E o fascismo “é uma solução a que os grandes capitalistas recorrem sempre quando, nas condições de crise, não conseguem os níveis de exploração”, adverte.
Foi o que se presenciou no pós-guerra do século XX, com o colapso do capitalismo e o descontentamento das massas, instrumentalizada pelos totalitarismos para chegar ao poder. “Os fascistas quando vieram, prometeram ‘arrumar a casa’, vinham por a ordem e dar trabalho”, comenta o militante comunista.
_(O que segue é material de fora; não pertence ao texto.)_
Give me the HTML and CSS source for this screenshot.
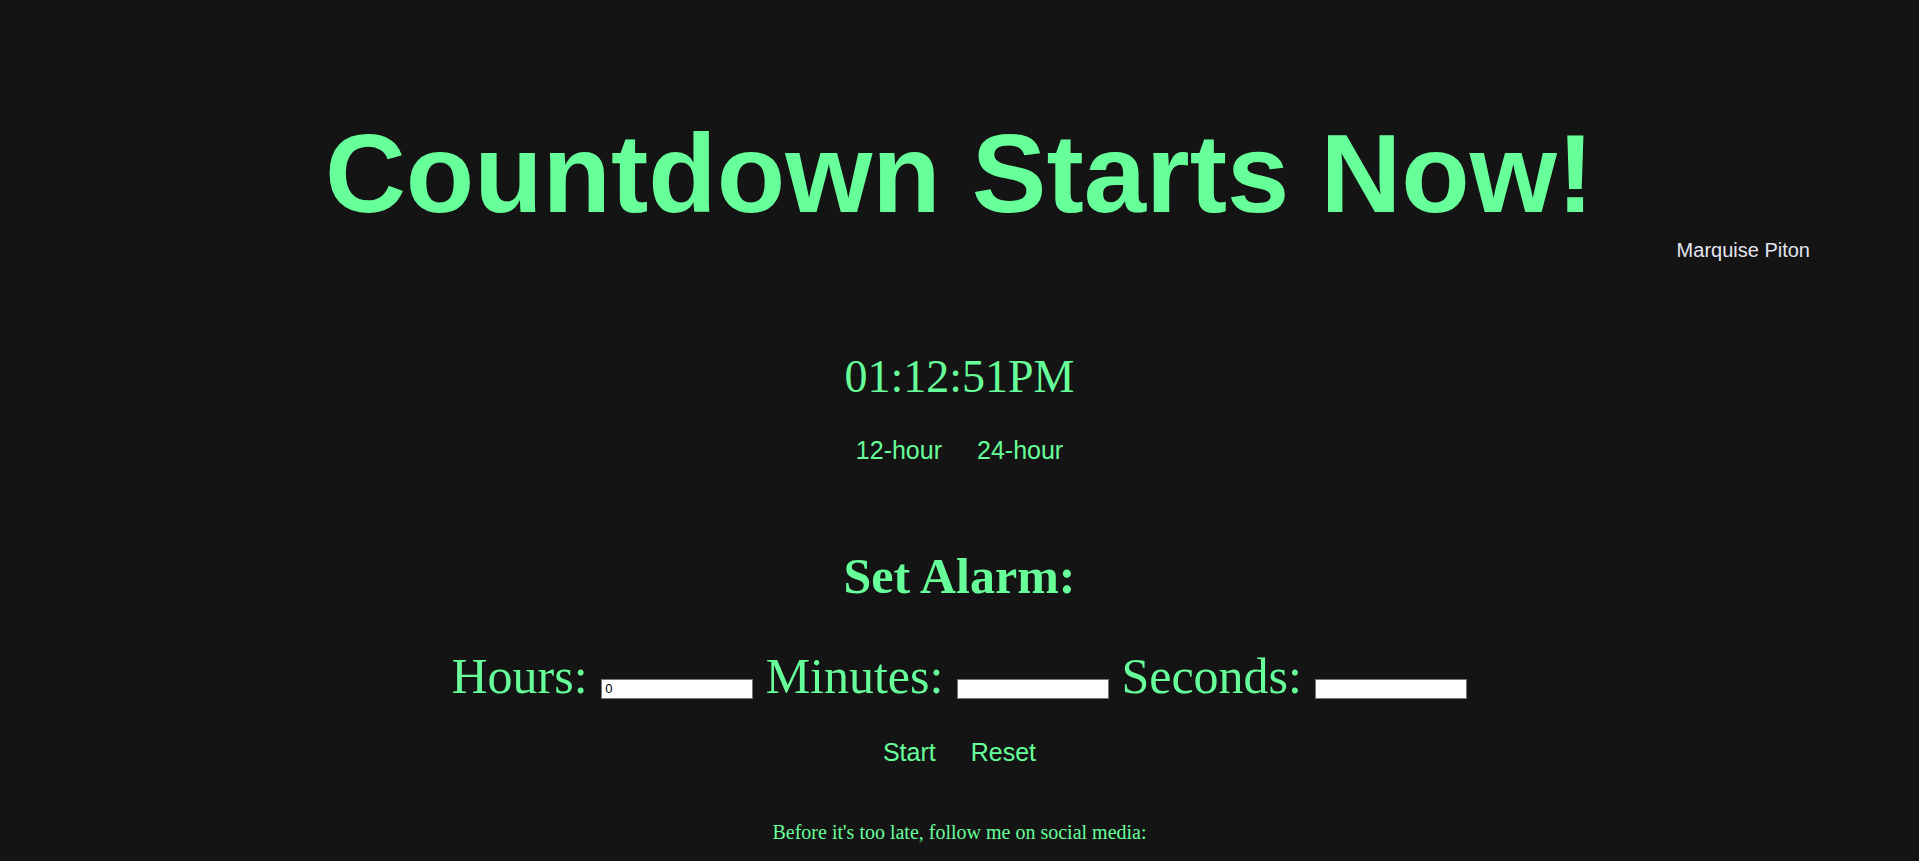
FILE: index.html
```html
<!DOCTYPE html>
<html lang="en">
<head>
<meta charset="utf-8">
<title>Countdown Starts Now!</title>
<link rel="stylesheet" href="styles.css">
</head>
<body>
<header class="header">
  <h1 class="title">Countdown Starts Now!</h1>
  <p class="author">Marquise Piton</p>
</header>
<main class="main">
  <div class="clock">01:12:51PM</div>
  <div class="btn-row format-row">
    <button class="text-btn">12-hour</button>
    <button class="text-btn">24-hour</button>
  </div>
  <h2 class="alarm-title">Set Alarm:</h2>
  <div class="alarm-row">
    <label class="field">Hours: <input class="time-input" type="text" value="0"></label>
    <label class="field">Minutes: <input class="time-input" type="text"></label>
    <label class="field">Seconds: <input class="time-input" type="text"></label>
  </div>
  <div class="btn-row action-row">
    <button class="text-btn">Start</button>
    <button class="text-btn">Reset</button>
  </div>
  <p class="social">Before it's too late, follow me on social media:</p>
</main>
</body>
</html>
```

FILE: styles.css
```css
html, body {
  margin: 0;
  padding: 0;
  background: #141414;
}

body {
  color: #66ff99;
  font-family: "Liberation Serif", "Times New Roman", serif;
  overflow: hidden;
}

.header {
  padding-top: 109px;
}

.title {
  margin: 0;
  font-family: "Liberation Sans", Arial, sans-serif;
  font-weight: 700;
  font-size: 112px;
  line-height: normal;
  text-align: center;
  color: #66ff99;
}

.author {
  margin: 1px 0 0 0;
  padding-right: 109px;
  text-align: right;
  font-family: "Liberation Sans", Arial, sans-serif;
  font-size: 20px;
  line-height: normal;
  color: #e4e4f0;
}

.main {
  display: flex;
  flex-direction: column;
  align-items: center;
}

.clock {
  margin-top: 88px;
  font-size: 46px;
  line-height: normal;
}

.btn-row {
  display: flex;
  justify-content: center;
  gap: 35px;
}

.format-row {
  margin-top: 33px;
}

.action-row {
  margin-top: 33px;
}

.text-btn {
  background: none;
  border: none;
  padding: 0;
  margin: 0;
  color: #66ff99;
  font-family: "Liberation Sans", Arial, sans-serif;
  font-size: 25px;
  line-height: normal;
  cursor: pointer;
}

.alarm-title {
  margin: 82px 0 0 0;
  font-size: 50px;
  font-weight: 700;
  line-height: normal;
}

.alarm-row {
  margin-top: 42px;
  font-size: 50px;
  line-height: normal;
  white-space: nowrap;
}

.field {
  font-size: 50px;
}

.time-input {
  box-sizing: border-box;
  width: 152px;
  height: 20px;
  margin: 0 0 0 1px;
  padding: 1px 2px 2px 3px;
  border: 1px solid #767676;
  background: #ffffff;
  color: #000000;
  font-family: "Liberation Sans", Arial, sans-serif;
  font-size: 13px;
  line-height: 15px;
  vertical-align: baseline;
}

.social {
  margin: 54px 0 0 0;
  font-size: 20px;
  line-height: normal;
}
```
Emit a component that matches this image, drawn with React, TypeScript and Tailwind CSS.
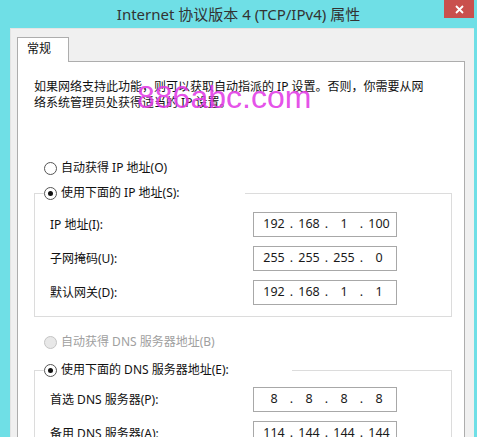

Fernando Rosas, historiador e professor universitário, apesar de ressalvar que a História não é cíclica, considera que se assiste atualmente a “paralelismos inquietantes” com os movimentos europeus dos anos de 1920 e 1930, que se desenvolveram numa onda generalizada de medo, revolta e ansiedade em relação ao futuro.
Contudo, sublinha que a nova extrema-direita distingue-se dos antigos fascismos: “Esta nova extrema-direita engravatou-se. Pretende jogar o jogo do sistema.”
“Não há milícias ou camisas negras armadas a fazer terrorismo contra os partidos. [Agora, a extrema-direita] tem uma atitude de culto da violência e trabalha sobre a mentira. Os dirigentes valem não pela sua competência, mas por serem atrabiliários, por se estarem nas tintas e assumirem claramente a mentira”, sustenta.
Já a ex-comunista Zita Seabra, que passou pelo PSD e que foi mandatária da Iniciativa Liberal nas legislativas de 2019, recusa situar o populismo na extrema-direita.
“O populismo não é de esquerda nem de direita, é populista”, argumenta Zita Seabra, considerando que Ana Gomes, a ex-eurodeputada socialista que ficou em segundo lugar nas últimas presidenciais, é tão populista como o líder do Chega, André Ventura.
Rejeitando comparações entre o novo populismo e o fascismo do século passado, Zita Seabra salienta que “as pessoas que votaram no André Ventura são deserdados da sorte, não vale a pena chamar-lhes fascistas”.
“Quando chegamos a este ponto, deixa de existir direita ou esquerda. O que há são ditadores e vítimas”, acentua.
Passados 46 anos sobre o 25 de Abril, que derrubou o Estado Novo, em 1974, Abrantes, Rosas e Zita Seabra não dão por garantida a democracia pela qual lutaram.
“Muitos [portugueses] já nasceram depois do 25 de abril, nem têm essa memória. Esse é o grande problema”, refere Domingos Abrantes.
Fernando Rosas concorda e acrescenta que estes extremismos “jogam com a desmemória, ou seja, em não convocar a memória nem a História”. O investigador alerta: “Quando não se compara, não se percebe”.
Zita Seabra prefere sublinhar que os mais desfavorecidos se sentem a retornar a uma pobreza pré-revolucionária.